United States District Court, M.D. Tennessee, Northeastern Division

December 6, 2019

UNIVERSAL LIFE CHURCH MONASTERY STOREHOUSE, ET AL. Plaintiffs,
v.
WAYNE NABORS, ET AL. Defendants.

          ORDER

          WAVERLY D. CRENSHAW, JR. CHIEF UNITED STATES DISTRICT JUDGE.

         Pending before the Court are virtually identical Motions to Continue Trial filed by Williamson County Clerk Elaine Anderson (Doc. No. 161); Putnam County Clerk Wayne Nabors (Doc. No. 163); Rutherford County Clerk Lisa Crowell (Doc. No. 165); and Hamilton County Clerk William Knowles (Doc. No. 169). In each, the Clerk asks that the Court postpone the trial on the merits long scheduled by the agreement of the parties, including the Attorney General, for December 19, 2019 regarding language added to Tennessee Code Annotated § 36-3-301 that prohibits “[p]ersons receiving online ordinations” from “solemniz[ing] the rite of matrimony” in Tennessee. The Clerks make their request because the state Defendants - Governor Bill Lee, Attorney General Herbert Slatery, and four District Attorneys General - have evidenced their intention not to participate in the trial and have filed a Notice of Appeal (Doc. No. 141) in which they assert that the Court's October 23, 2019 Order effectively denied their claim of immunity from suit.

         As a preliminary matter, the Court agrees with the Clerks' assertion that “if the State Defendants' current appeal is properly characterized as an appeal related to sovereign immunity, this Court is likely divested of jurisdiction to proceed to the trial on the merits until that appeal is resolved.” (Doc.

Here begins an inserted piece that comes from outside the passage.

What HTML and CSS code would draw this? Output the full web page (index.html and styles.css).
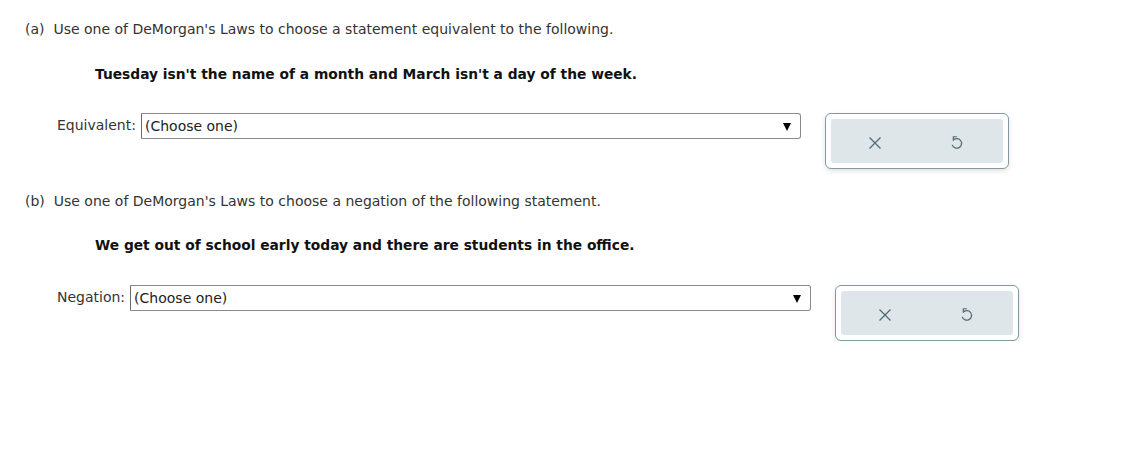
FILE: index.html
```html
<!DOCTYPE html>
<html>
<head>
<meta charset="utf-8">
<link rel="stylesheet" href="styles.css">
</head>
<body>
<div class="page">
  <div class="part">
    <p class="prompt">(a)&nbsp; Use one of DeMorgan's Laws to choose a statement equivalent to the following.</p>
    <p class="statement">Tuesday isn't the name of a month and March isn't a day of the week.</p>
    <div class="answer">
      <span class="label">Equivalent:</span>
      <div class="select select-a">
        <span>(Choose one)</span>
        <svg class="caret" width="8" height="9" viewBox="0 0 8 9"><path d="M0 1h8L4 9z" fill="#000"/></svg>
      </div>
      <div class="tools">
        <div class="tools-inner">
          <svg class="icon" width="14" height="14" viewBox="0 0 14 14"><path d="M1.5 1.5L12.5 12.5M12.5 1.5L1.5 12.5" stroke="#4e6b78" stroke-width="1.3" fill="none"/></svg>
          <svg class="icon" width="15" height="17" viewBox="0 0 14 16"><path d="M4.4 5.4A4.5 4.5 0 1 1 3.1 10.6" stroke="#4e6b78" stroke-width="1.15" fill="none" stroke-linecap="round"/><path d="M7 2.6H4V5.8" stroke="#4e6b78" stroke-width="1.15" fill="none" stroke-linecap="round" stroke-linejoin="round"/></svg>
        </div>
      </div>
    </div>
  </div>
  <div class="part part-b">
    <p class="prompt">(b)&nbsp; Use one of DeMorgan's Laws to choose a negation of the following statement.</p>
    <p class="statement">We get out of school early today and there are students in the office.</p>
    <div class="answer">
      <span class="label">Negation:</span>
      <div class="select select-b">
        <span>(Choose one)</span>
        <svg class="caret" width="8" height="9" viewBox="0 0 8 9"><path d="M0 1h8L4 9z" fill="#000"/></svg>
      </div>
      <div class="tools">
        <div class="tools-inner">
          <svg class="icon" width="14" height="14" viewBox="0 0 14 14"><path d="M1.5 1.5L12.5 12.5M12.5 1.5L1.5 12.5" stroke="#4e6b78" stroke-width="1.3" fill="none"/></svg>
          <svg class="icon" width="15" height="17" viewBox="0 0 14 16"><path d="M4.4 5.4A4.5 4.5 0 1 1 3.1 10.6" stroke="#4e6b78" stroke-width="1.15" fill="none" stroke-linecap="round"/><path d="M7 2.6H4V5.8" stroke="#4e6b78" stroke-width="1.15" fill="none" stroke-linecap="round" stroke-linejoin="round"/></svg>
        </div>
      </div>
    </div>
  </div>
</div>
</body>
</html>
```

FILE: styles.css
```css
html, body {
  margin: 0;
  padding: 0;
  background: #fff;
}
body {
  font-family: "DejaVu Sans", Verdana, sans-serif;
  font-size: 14px;
  line-height: 16px;
  color: #000;
}
.page {
  padding: 21px 0 0 25px;
}
.prompt {
  margin: 0;
  color: #333;
}
.statement {
  margin: 29px 0 0 70px;
  font-weight: bold;
  font-size: 13.8px;
  color: #111;
}
.answer {
  margin: 31px 0 0 32px;
  display: flex;
  align-items: flex-start;
  height: 56px;
}
.part-b {
  margin-top: 24px;
}
.part-b .statement {
  margin-top: 28px;
}
.part-b .answer {
  margin-top: 32px;
}
.label {
  margin-top: 4px;
  margin-right: 5px;
  color: #333;
}
.select {
  box-sizing: border-box;
  height: 26px;
  border: 1px solid #8a8a8a;
  border-left-color: #6a6a6a;
  border-radius: 0 3px 3px 0;
  display: flex;
  align-items: center;
  justify-content: space-between;
  padding: 0 9px 1px 3px;
  color: #222;
}
.select-a { width: 660px; }
.select-b { width: 681px; }
.caret {
  margin-top: 1px;
}
.tools {
  box-sizing: border-box;
  margin-left: 24px;
  width: 184px;
  height: 56px;
  border: 1px solid #7f9aa5;
  border-radius: 6px;
  padding: 5px;
  box-shadow: 0 2px 5px rgba(0, 0, 0, 0.12);
  background: #fff;
}
.tools-inner {
  height: 100%;
  background: #dfe6e9;
  border-radius: 3px;
  display: flex;
  align-items: center;
  justify-content: space-between;
  padding: 3px 39px 0 37px;
  box-sizing: border-box;
}
.icon {
  display: block;
}
```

No. 166 at 5). However, implicit in that characterization is that the Court denied, “effectively” or otherwise, the state Defendants qualified immunity. The Court did no such thing. All the Court did was deny a request for an extension of time within which to file pretrial briefs in accordance with a Revised Scheduling Order that the state Defendants agreed to. This, of course, would have required the state Defendants to file their trial briefs at the same time as the other parties. It is more than a tad ironic for the state Defendants to suggest that the filing of their brief would have caused them to expend time and money in violation of their claimed immunity, when they were the ones who “took the lead in questioning” (Doc. No. 133 at 6) the five individual Plaintiffs at their depositions, none of whom could offer anything on the legal issue of whether sovereign immunity applied.

         A lot more could be said about the state Defendants' tactics in this case that, while cathartic, would not address the present request for a continuance. Based in no small part on the actions taken by the state Defendants, the Clerks find themselves in the awkward position of attempting to defend a statute in which they had no hand in drafting, modifying, or enacting. Indeed, each of the Clerks have specifically stated that they take no position on the constitutionality of the statute in question, and the Clerk of Hamilton County has gone so far as to say he does not “object[] to the relief sought by Plaintiffs, with the exception of Plaintiffs' request for recovery of costs and attorney's fees against him.” (Doc. No. 156 at 1-2).

         Nor does it fall upon the Clerks to enforce the statute as written. Instead, as explained further below, defending the statute falls on the Attorney General who, rightly or wrongly, has chosen to invoke sovereign immunity even though “a State may waive its sovereign immunity by consenting to suit.” Coll. Sav. Bank v. Fla. Prepaid Postsecondary Educ. Expense Bd., 527 U.S. 666, 670 (1999) (citing Clark v. Barnard, 108 U.S. 436, 447-448 (1883)). The appeal was taken under the guise that this Court refused to address the sovereign immunity defense, even though the motion making that request had been fully-briefed only nine days before the state Defendant filed their Notice of Appeal.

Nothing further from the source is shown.